Он осторожно, стараясь не хлопать, закрыл за собой дверь. Сара жестом предупредила мать не шевелиться.
Она прошла в прихожую, открыла дверь и, убедившись, что в коридоре никого нет, возвратилась в гостиную.
– Хочу кое-что тебе показать.
– Что?
– Кое-что из увлечений твоего мужа.
– Прекрати называть Гамильтона «муж». Он, кстати, твой отчим.
– Может, мне называть его папочкой? После того, что я тебе покажу…
Она достала из шкафа черный дипломат, спрятанный под стопкой пуловеров Гамильтона.
– Тебя никогда не интересовало, что он в нем хранит?
– Наверное, какие-то бумаги…
– Да, бумаги, но специфического характера…
Из кармана брюк она достала маленький плоский ключик.
– Сара!- возмутилась Эмилия.- Откуда у тебя этот ключ? Ты не имеешь права!
– Я его взяла, мама, чтобы ты узнала, с каким мужчиной ты живешь уже двенадцать лет.
– Сара, я тебе запрещаю! Я тебе не разрешаю!
– Посмотри только одним глазом и все поймешь!
Она поковырялась в замке, подняла крышку и высыпала содержимое на диван: порнографические журналы.

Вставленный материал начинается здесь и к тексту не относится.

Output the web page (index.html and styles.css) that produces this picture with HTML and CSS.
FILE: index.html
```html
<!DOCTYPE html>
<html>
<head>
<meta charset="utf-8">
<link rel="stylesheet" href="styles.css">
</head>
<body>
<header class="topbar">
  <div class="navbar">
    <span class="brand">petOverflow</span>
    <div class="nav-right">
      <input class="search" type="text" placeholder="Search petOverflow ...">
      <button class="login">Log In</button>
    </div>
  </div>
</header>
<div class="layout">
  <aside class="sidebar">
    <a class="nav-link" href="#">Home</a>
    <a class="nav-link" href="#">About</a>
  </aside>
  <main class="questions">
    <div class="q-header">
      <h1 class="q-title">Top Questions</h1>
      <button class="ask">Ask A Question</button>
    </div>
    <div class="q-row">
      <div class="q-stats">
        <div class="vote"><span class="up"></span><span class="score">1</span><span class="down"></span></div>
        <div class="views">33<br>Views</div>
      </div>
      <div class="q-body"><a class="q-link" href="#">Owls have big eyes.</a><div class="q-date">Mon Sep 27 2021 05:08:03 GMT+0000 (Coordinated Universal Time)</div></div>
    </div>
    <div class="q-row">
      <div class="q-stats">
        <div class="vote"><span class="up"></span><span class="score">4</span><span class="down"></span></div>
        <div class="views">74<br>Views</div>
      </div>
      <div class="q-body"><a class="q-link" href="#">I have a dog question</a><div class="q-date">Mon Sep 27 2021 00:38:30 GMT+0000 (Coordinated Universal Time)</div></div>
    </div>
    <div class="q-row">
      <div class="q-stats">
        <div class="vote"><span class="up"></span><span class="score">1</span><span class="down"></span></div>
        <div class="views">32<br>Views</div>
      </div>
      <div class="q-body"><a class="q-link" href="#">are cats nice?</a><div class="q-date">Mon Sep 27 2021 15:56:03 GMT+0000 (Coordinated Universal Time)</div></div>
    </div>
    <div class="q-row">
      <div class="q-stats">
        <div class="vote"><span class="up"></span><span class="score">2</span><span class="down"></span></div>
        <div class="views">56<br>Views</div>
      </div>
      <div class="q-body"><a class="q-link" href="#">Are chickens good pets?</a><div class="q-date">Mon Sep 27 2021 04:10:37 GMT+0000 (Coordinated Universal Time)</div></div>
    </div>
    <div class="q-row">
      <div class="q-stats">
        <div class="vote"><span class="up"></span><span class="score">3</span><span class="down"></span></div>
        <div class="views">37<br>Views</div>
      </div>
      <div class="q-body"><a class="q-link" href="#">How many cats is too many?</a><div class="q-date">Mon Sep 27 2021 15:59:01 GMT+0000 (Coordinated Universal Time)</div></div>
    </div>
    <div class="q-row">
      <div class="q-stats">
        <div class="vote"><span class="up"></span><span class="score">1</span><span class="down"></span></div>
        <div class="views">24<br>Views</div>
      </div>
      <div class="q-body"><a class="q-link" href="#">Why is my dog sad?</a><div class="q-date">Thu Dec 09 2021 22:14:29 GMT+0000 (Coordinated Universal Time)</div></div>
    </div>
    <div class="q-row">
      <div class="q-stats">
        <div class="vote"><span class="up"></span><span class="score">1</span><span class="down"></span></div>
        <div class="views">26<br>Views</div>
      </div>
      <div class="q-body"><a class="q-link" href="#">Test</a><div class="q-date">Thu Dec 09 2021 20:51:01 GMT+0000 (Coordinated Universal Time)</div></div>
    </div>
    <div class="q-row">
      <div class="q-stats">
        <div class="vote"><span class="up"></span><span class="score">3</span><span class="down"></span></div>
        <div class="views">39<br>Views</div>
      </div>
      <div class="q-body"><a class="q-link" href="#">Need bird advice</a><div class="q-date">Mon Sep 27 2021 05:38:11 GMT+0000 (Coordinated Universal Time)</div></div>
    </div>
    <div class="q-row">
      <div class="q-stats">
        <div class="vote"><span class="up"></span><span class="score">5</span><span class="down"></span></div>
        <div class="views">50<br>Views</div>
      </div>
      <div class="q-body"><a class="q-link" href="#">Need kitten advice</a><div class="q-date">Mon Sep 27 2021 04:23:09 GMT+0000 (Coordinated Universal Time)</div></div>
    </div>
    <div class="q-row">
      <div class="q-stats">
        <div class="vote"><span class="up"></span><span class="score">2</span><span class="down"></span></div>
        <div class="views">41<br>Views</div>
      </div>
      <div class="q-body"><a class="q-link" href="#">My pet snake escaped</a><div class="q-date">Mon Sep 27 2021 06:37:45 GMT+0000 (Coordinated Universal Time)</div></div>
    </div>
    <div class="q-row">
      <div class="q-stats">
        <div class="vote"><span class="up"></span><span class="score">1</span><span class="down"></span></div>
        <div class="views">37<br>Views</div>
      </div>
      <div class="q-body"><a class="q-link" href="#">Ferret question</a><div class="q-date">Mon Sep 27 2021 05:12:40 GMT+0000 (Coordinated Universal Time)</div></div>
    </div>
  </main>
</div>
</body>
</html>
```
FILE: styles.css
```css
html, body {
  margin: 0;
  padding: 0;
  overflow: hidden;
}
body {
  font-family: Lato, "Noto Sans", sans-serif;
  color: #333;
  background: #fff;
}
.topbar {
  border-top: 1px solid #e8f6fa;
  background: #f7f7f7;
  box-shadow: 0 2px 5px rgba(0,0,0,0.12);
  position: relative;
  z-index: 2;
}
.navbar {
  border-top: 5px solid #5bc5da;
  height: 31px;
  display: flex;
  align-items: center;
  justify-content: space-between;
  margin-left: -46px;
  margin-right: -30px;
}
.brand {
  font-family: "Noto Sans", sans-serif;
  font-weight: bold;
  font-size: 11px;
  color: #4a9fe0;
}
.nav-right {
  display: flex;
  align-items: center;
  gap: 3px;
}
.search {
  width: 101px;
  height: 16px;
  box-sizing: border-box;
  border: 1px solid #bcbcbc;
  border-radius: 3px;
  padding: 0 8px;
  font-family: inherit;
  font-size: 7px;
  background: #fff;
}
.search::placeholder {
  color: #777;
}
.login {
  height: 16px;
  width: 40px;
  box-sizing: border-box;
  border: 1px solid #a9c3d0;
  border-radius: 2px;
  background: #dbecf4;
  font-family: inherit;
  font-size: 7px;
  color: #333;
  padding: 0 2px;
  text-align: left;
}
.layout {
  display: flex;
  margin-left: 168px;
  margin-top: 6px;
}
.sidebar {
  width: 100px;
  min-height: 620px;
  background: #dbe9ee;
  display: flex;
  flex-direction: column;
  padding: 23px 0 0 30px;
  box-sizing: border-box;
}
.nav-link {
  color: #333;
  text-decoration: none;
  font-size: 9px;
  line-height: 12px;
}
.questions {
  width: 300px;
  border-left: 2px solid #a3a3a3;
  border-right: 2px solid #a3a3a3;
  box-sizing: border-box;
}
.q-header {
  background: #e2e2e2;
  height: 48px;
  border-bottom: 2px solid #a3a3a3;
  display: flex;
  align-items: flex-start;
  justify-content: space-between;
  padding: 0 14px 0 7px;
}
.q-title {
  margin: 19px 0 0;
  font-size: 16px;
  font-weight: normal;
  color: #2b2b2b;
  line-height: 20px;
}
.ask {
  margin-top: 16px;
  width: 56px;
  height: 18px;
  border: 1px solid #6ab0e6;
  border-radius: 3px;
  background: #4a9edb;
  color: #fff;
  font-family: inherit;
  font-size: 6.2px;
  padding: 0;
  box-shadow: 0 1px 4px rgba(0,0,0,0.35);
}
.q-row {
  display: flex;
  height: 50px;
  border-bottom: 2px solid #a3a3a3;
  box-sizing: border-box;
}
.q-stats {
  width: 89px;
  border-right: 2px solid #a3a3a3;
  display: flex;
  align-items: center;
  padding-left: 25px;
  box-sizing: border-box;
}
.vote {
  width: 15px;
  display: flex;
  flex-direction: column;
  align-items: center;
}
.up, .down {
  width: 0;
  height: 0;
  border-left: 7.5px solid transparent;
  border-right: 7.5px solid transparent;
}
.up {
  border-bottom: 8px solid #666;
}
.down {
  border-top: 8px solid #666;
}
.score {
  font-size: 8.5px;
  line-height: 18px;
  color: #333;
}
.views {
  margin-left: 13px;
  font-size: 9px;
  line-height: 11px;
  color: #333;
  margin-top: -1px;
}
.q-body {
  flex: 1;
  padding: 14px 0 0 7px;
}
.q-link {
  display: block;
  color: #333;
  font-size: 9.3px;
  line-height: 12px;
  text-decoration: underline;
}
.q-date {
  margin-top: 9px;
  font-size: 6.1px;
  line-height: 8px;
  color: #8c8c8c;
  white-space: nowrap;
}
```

– А это, ты знаешь, что это такое? Увеличительное стекло! Он рассматривает эту гадость через увеличительное стекло!
Эмилия быстро отвернулась.
– Сара, я приказываю тебе закрыть этот чемодан. Я возмущена твоим бестактным поступком. Гамильтон – мой муж, но я никогда не позволяла себе рыться в его вещах.
– Дело твое. Закрой на это глаза. Но теперь ты знаешь, с каким сатиром ты живешь!
– Не вмешивайся в мои дела!- крикнула Эмилия, побагровев от злости.
– Я хотела тебя только предупредить!- ответила Сара.
Она сунула ключ в карман и исчезла в своей комнате. Эмилия стояла оцепенев, дрожа от гнева и внутреннего бессилия. На этот раз Сара перешла все границы. Никто в мире не имеет права рыться в личных вещах мужчины, кроме собственной жены… Из шкатулки, в которой хранились ее драгоценности, она достала маленький плоский ключик и открыла дипломат. В течение их многолетней супружеской жизни Эмилия проделывала это много раз. Коллекция Гамильтона регулярно пополнялась новыми экземплярами.